Thanks for listening peoples. It's been fun. For me at least (grin).
Night!
Which feminists say they know what it is like to be a man?
All the ones that say, "You're just an angry white man," and talk about the "advantages" of the good ole boy network, etc.
I'm not in the mood to search for specific people in the media but I personally know several including a sister, which is why I chose to not go to her house for the family gathering Thanksgiving.
I have often lamented the fact that I never got my "red phone" to the white male patriarchy.
Outside observation: seems James and the Doc are, for the most part, in violent agreement with each other. Both resent others' political expectations of them based upon race/sexuality, but differ on how to express it. C'mon and celebrate diversity. 8^D Can't we all just get along?
"Which feminists say they know what it is like to be a man?"
Maybe those who buy strap-ons?
(Thanks folks, I'll be here all week)
I don't give a crap what color he is. As long as he can do the job...
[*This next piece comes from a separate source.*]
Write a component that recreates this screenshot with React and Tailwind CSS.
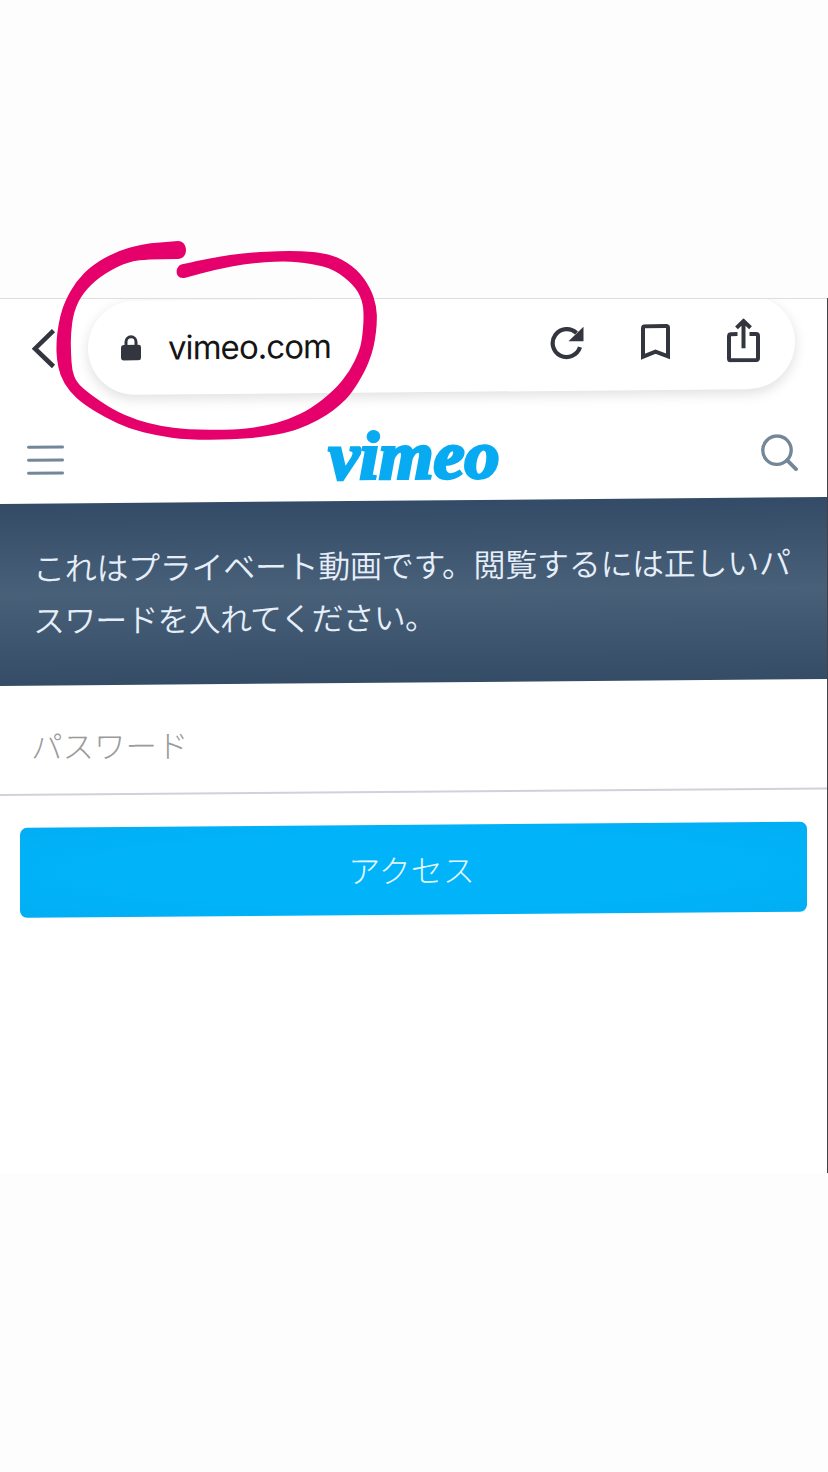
const ReloadIcon = () => (
  <svg className="h-[34px] w-[34px]" viewBox="0 0 34 34" fill="none">
    <path d="M26.5 7.2A14 14 0 1 0 30 21.5" stroke="#33363f" strokeWidth="4.2" />
    <path d="M33.5 1v14.5H18.5z" fill="#33363f" />
  </svg>
);

const BookmarkIcon = () => (
  <svg className="h-9 w-[29px]" viewBox="0 0 29 36" fill="none" stroke="#33363f" strokeWidth="4">
    <path d="M2 32.5V4Q2 2 4 2H25Q27 2 27 4V32.5L14.5 27.5Z" />
  </svg>
);

const ShareIcon = () => (
  <svg className="h-11 w-[33px]" viewBox="0 0 33 44" fill="none" stroke="#33363f" strokeWidth="4">
    <path d="M10.5 15.8H4Q2 15.8 2 18V40Q2 42 4 42H29Q31 42 31 40V18Q31 15.8 29 15.8H22.5" />
    <path d="M16.5 30V3M9.5 9.5L16.5 2.8 23.5 9.5" />
  </svg>
);

const LockIcon = () => (
  <svg className="h-[26px] w-5" viewBox="0 0 20 26" fill="none">
    <path d="M5 12V7a5 5 0 0 1 10 0v5" stroke="#33363f" strokeWidth="3" />
    <rect y="10" width="20" height="15.5" rx="2.5" fill="#33363f" />
  </svg>
);

function AddressBar() {
  return (
    <div className="h-[112px] overflow-hidden border-t border-[#dedee0]">
      <div className="flex origin-left -skew-y-[0.52deg] items-center pt-[3px] pl-8">
        <svg className="h-10 w-6 shrink-0" viewBox="0 0 24 40" fill="none">
          <path d="M21.5 2L3 20l18.5 18" stroke="#33363f" strokeWidth="4.6" />
        </svg>
        <div className="ml-8 flex h-[94px] w-[707px] items-center rounded-full bg-white pr-[35px] pl-[33px] shadow-[0_4px_13px_rgba(0,0,0,0.13)]">
          <LockIcon />
          <span className="ml-[27px] font-['Inter'] text-[33px] leading-none tracking-[-0.95px] text-[#151515]">
            vimeo.com
          </span>
          <div className="ml-auto flex items-center">
            <span className="flex pb-[3px]"><ReloadIcon /></span>
            <span className="ml-[57px] flex pb-[3px]"><BookmarkIcon /></span>
            <span className="mb-1 ml-[57px] flex"><ShareIcon /></span>
          </div>
        </div>
      </div>
    </div>
  );
}

function SiteHeader() {
  return (
    <header className="flex h-[94px] origin-left -skew-y-[0.5deg] items-center justify-between pr-[29px] pl-[27px]">
      <div className="flex w-[37px] flex-col gap-[9.5px] pt-[7px]">
        <span className="h-[3.6px] rounded-full bg-[#73869a]" />
        <span className="h-[3.6px] rounded-full bg-[#73869a]" />
        <span className="h-[3.6px] rounded-full bg-[#73869a]" />
      </div>
      <span className="ml-[3px] origin-center scale-x-[1.03] pt-[3px] font-['Liberation_Serif'] text-[68px] leading-[74px] font-bold text-[#08aaf2] italic [-webkit-text-stroke:3px_#08aaf2]">
        vimeo
      </span>
      <svg className="mt-[5px] h-[37px] w-[37px]" viewBox="0 0 37 37" fill="none" stroke="#738799" strokeWidth="3.4">
        <circle cx="16" cy="16" r="14.2" />
        <path d="M26 26l9 9" strokeLinecap="round" strokeWidth="3.8" />
      </svg>
    </header>
  );
}

// edges of the marker line, both running clockwise from the thin end to the thick end
const outerEdge = [
  [546, 103], [640, 82], [740, 68], [860, 62], [950, 66], [1012, 80], [1072, 118], [1112, 175], [1130, 230],
  [1131, 280], [1125, 330], [1116, 370], [1096, 422], [1055, 490], [1020, 525], [980, 556], [925, 585],
  [870, 606], [790, 621], [700, 629], [560, 629], [470, 617], [390, 597], [315, 562], [250, 522],
  [208, 484], [180, 437], [170, 385], [169, 345], [172, 305], [180, 260], [195, 213], [228, 154],
  [278, 104], [350, 64], [425, 43], [480, 37], [534, 33],
];
const innerEdge = [
  [556, 143], [650, 118], [740, 101], [850, 93], [935, 100], [1003, 119], [1061, 164], [1087, 210],
  [1092, 260], [1086, 330], [1077, 365], [1050, 423], [1002, 482], [932, 536], [870, 567], [790, 590],
  [700, 600], [560, 599], [480, 588], [410, 570], [340, 540], [265, 489], [229, 456], [216, 420],
  [213, 370], [212, 315], [221, 245], [248, 190], [300, 139], [370, 101], [430, 87], [534, 87],
];

// rounds the corners by using each point as the control between two midpoints
const smooth = (pts) =>
  pts
    .slice(1, -1)
    .map(([x, y], i) => {
      const [nx, ny] = pts[i + 2];
      return `Q${x} ${y} ${(x + nx) / 2} ${(y + ny) / 2}`;
    })
    .join("") + `L${pts[pts.length - 1].join(" ")}`;

const markerPath = `M546 103${smooth(outerEdge)}C566 33 566 87 534 87${smooth([...innerEdge].reverse())}C523 151 523 109 546 103Z`;

function MarkerCircle() {
  return (
    <svg className="pointer-events-none absolute top-[230px] left-0 h-[220px] w-[400px]" viewBox="0 0 1200 660">
      <path fill="#e6006c" d={markerPath} />
    </svg>
  );
}

export default function App() {
  return (
    <div className="relative h-[1472px] w-[828px] overflow-hidden bg-[#fdfdfd] pt-[298px] font-['Noto_Sans_CJK_JP',sans-serif]">
      <main className="h-[875px] overflow-hidden border-r border-[#424246] bg-white">
        <AddressBar />
        <SiteHeader />

        <section className="h-[182px] origin-left -skew-y-[0.48deg] bg-linear-to-b from-[#334b66] via-[#496079] to-[#344c66] pt-[37px] pl-[33px]">
          <p className="text-[32px] leading-[52px] font-[350] tracking-[-0.3px] whitespace-nowrap text-[#e6eff9]">
            これはプライベート動画です。閲覧するには正しいパ
            <br />
            <span className="tracking-[-0.85px]">スワードを入れてください。</span>
          </p>
        </section>

        <form className="origin-left -skew-y-[0.45deg]">
          <input
            type="text"
            placeholder="パスワード"
            className="block h-[110px] w-full border-b-2 border-[#cfd2da] pt-[10px] pl-[31px] text-[31.5px] font-light outline-none placeholder:text-[#9b9b9b]"
          />
          <div className="pt-8 pr-5 pl-5">
            <button
              type="button"
              className="block h-[90px] w-full rounded-[7px] bg-radial-[ellipse_at_center] from-[#01b4fa] from-50% to-[#02aef3] pr-1 pb-[2px] text-[32px] font-light text-[#e8faff]"
            >
              アクセス
            </button>
          </div>
        </form>
      </main>

      <MarkerCircle />
    </div>
  );
}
The whole 'bargaining vs. challenging' paradigm is just another way to classify black people as somehow separate from everyone else - as damaged goods, in fact. They were slaves, the common wisdom goes, so somehow they will always be crippled, never quite fitting into society. Everything a black person does is part of some special 'survival strategy.' If he wears suits, he must be bargaining; if he wears gang colors, he must be challenging. But the fact is, we know that many if not most black people in this country do far more than merely 'survive.' And we know that their ways of dealing with life are as varied as their individual situations. The only reason for the bargaining/challenging paradigm is that it provides a simple, dramatic contrast and simple, dramatic contrasts help sell newspapers and books.